Anyway, using separation of variables with $w(x,t)=f(x)g(t)$, I get for the space variable:

$$a\frac{d^4f}{dx^4}-\frac{1}{2}m\omega^2(L^2-x^2)\frac{d^2f}{dx^2}+\lambda^4f=0$$

With $\lambda^4$ being the (positive) separation constant which seems to be the case but in general need to test the other two cases as well (that is, negative and zero for the separation constant).

Well, I'll go on a limb here and claim that the solution to this ODE is:

$$f(x)=\sum_{n=0}^\infty a_n x^n$$

with the first four coefficients arbitrary. Really, taken in isolation, this 4'th order ODE is doable via the Frobenius method however I'm not sure about determining the 4 arbitrary coefficients in terms of the boundary conditions but will look into it. So a possible solution to the PDE is:

$$w(x,t)=g(t)\sum_{n=0}^\infty a_n x^n$$

Well, $\lambda$ isn't really known so that might add problems to solving the ODE. I think I'll try to solve it anyway (for a constant lambda first).

Last edited: Mar 26, 2005
12. Mar 26, 2005

### athanatos

OK, thanks.

Yes regarding $$\lambda^{4}$$, that is a question!

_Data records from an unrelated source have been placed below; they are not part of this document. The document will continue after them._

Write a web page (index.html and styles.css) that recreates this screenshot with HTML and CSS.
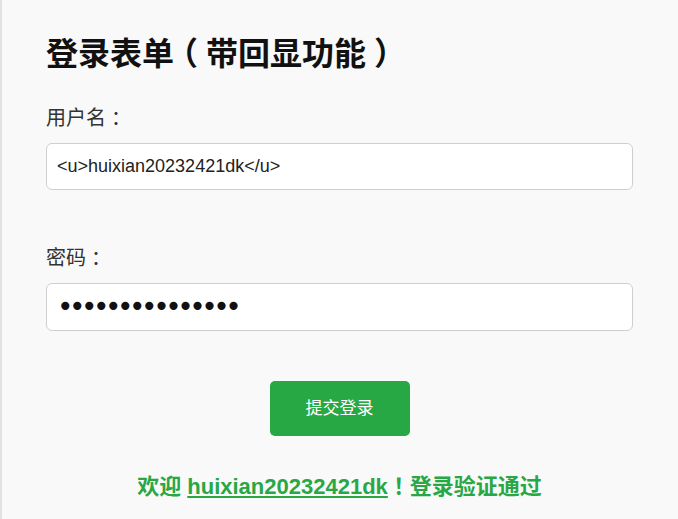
FILE: index.html
```html
<!DOCTYPE html>
<html lang="zh-CN">
<head>
    <meta charset="UTF-8">
    <meta name="viewport" content="width=device-width, initial-scale=1.0">
    <title>登录表单（带回显功能）</title>
    <link rel="stylesheet" href="styles.css">
</head>
<body>
    <div class="container">
        <h1>登录表单<span class="punct">（</span>带回显功能<span class="punct">）</span></h1>
        <form id="formLogin" method="POST">
            <div class="form-group">
                <label for="username">用户名<span class="punct">：</span></label>
                <input type="text" id="username" name="username" value="<u>huixian20232421dk</u>">
            </div>

            <div class="form-group last">
                <label for="password">密码<span class="punct">：</span></label>
                <input type="password" id="password" name="password" value="abcdefghijklmno">
            </div>

            <div class="actions">
                <button type="submit">提交登录</button>
            </div>
        </form>
        <!-- Mensagem de retorno -->
        <p class="welcome">欢迎 <u>huixian20232421dk</u><span class="punct">！</span>登录验证通过</p>
    </div>
</body>
</html>
```

FILE: styles.css
```css
/* Estilos da pagina */
body {
    font-family: "Liberation Sans", Arial, "Noto Sans CJK SC", sans-serif;
    margin: 0;
    padding: 0;
    background-color: #f9f9f9;
}

.container {
    border-left: 2px solid #e2e2e2;
    padding: 32px 45px 0 44px;
    min-height: 519px;
    box-sizing: border-box;
}

/* pontuacao centralizada na celula */
.punct {
    display: inline-block;
    width: 1em;
    text-align: center;
    font-feature-settings: "halt";
}

h1 {
    font-size: 32px;
    line-height: 1.4;
    color: #111;
    margin: 0 0 28px 0;
}

.form-group {
    margin-bottom: 55px;
}

.form-group.last {
    margin-bottom: 50px;
}

label {
    display: block;
    font-size: 20px;
    line-height: 26px;
    color: #333;
    margin-bottom: 12px;
}

input {
    display: block;
    width: 100%;
    height: 47px;
    box-sizing: border-box;
    padding: 0 10px;
    font-family: inherit;
    font-size: 18px;
    color: #222;
    background: #fff;
    border: 1px solid #cfcfcf;
    border-radius: 6px;
}

input[type="password"] {
    height: 48px;
    font-family: "DejaVu Sans", sans-serif;
    font-size: 28px;
    letter-spacing: -4.5px;
    color: #111;
}

.actions {
    text-align: center;
}

button {
    background-color: #28a745;
    color: #fff;
    font-family: inherit;
    font-size: 17px;
    line-height: 23px;
    padding: 16px 36px;
    border: none;
    border-radius: 5px;
    cursor: pointer;
}

.welcome {
    margin: 36px 0 0 0;
    text-align: center;
    font-size: 22px;
    line-height: 1.4;
    font-weight: bold;
    color: #28a745;
}
```
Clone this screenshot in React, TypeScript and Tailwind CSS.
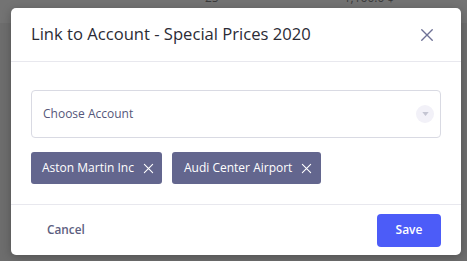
import React from "react";

const XIcon = ({ className }: { className?: string }) => (
  <svg viewBox="0 0 16 16" className={className} fill="none" stroke="currentColor" strokeWidth={1.6} strokeLinecap="round">
    <path d="M2 2L14 14M14 2L2 14" />
  </svg>
);

export default function App() {
  return (
    <div
      className="relative w-[467px] h-[261px] overflow-hidden bg-[#6d6d6d]"
      style={{ fontFamily: '"Open Sans", "Noto Sans", sans-serif' }}
    >
      {/* background page */}
      <div className="h-[33px] bg-[#737373] relative">
        <div className="flex text-[12px] text-[#3a3a3a] -mt-[10px] leading-[16px] whitespace-nowrap">
          <span className="ml-[205px]">25</span>
          <span className="ml-[125px]">1,160.0 $</span>
        </div>
      </div>

      {/* modal */}
      <div className="absolute left-[11px] top-[8px] w-[450px] h-[247px] bg-white rounded-[5px] shadow-[0_2px_10px_rgba(0,0,0,0.25)] flex flex-col">
        <div className="h-[54px] flex items-center justify-between pl-[20px] pr-[27px] border-b border-[#e8e8ee]">
          <div className="text-[16.6px] text-[#2b2b35] whitespace-nowrap">Link to Account - Special Prices 2020</div>
          <XIcon className="w-[14px] h-[14px] text-[#6e7196]" />
        </div>
        <div className="h-[143px] px-[20px] pt-[28px] border-b border-[#e8e8ee]">
          <div className="h-[48px] border border-[#d9dae3] rounded-[4px] flex items-center justify-between pl-[11px] pr-[6px]">
            <span className="text-[12px] text-[#55577a] whitespace-nowrap">Choose Account</span>
            <div className="w-[18px] h-[18px] rounded-full bg-[#f2f1f8] flex items-center justify-center">
              <svg viewBox="0 0 8 5" className="w-[7px] h-[4px]"><path d="M0 0H8L4 5Z" fill="#c4c5d2" /></svg>
            </div>
          </div>
          <div className="flex gap-[10px] mt-[14px]">
            <div className="h-[32px] w-[131px] rounded-[3px] bg-[#63668e] flex items-center pl-[11px] gap-[9px] text-white whitespace-nowrap">
              <span className="text-[12px]">Aston Martin Inc</span>
              <XIcon className="w-[11px] h-[11px]" />
            </div>
            <div className="h-[32px] w-[149px] rounded-[3px] bg-[#63668e] flex items-center pl-[12px] gap-[9px] text-white whitespace-nowrap">
              <span className="text-[12px]">Audi Center Airport</span>
              <XIcon className="w-[11px] h-[11px]" />
            </div>
          </div>
        </div>
        <div className="flex-1 flex items-center justify-between pl-[36px] pr-[20px]">
          <span className="text-[11.8px] font-semibold text-[#5d6080]">Cancel</span>
          <div className="w-[64px] h-[33px] rounded-[4px] bg-[#4c5cf8] flex items-center justify-center text-white text-[12px] font-semibold">
            Save
          </div>
        </div>
      </div>
    </div>
  );
}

Typically, I do know one gets the so called "frequency" equation when pde allows closed form solution, and solves it numerically, and gets the natural frequencies, which can then be substituted back into the solution to the space ode, to get the modes(I think this is correct). I was thinking about just solving both time and space equations numerically, then transorming the solution to the pde into the freuqncy domain to get the natural frequencies , but one has to first estimate $$\lambda$$,
and it looks like some kind of iterative process??? would be needed. Also, this is obviously not a discrete but a continuous system, so not at all clear how to get the freq domain in such a case???

Also, you mentioned Frobenius method. In poking around, the FM is always linked with solving second order ode's, and only to be used when the variable coefficients do not provide a regular point, but at least provides a regular singular point. Am guessing one must reduce the fourth order ode to two second order equations to use FM?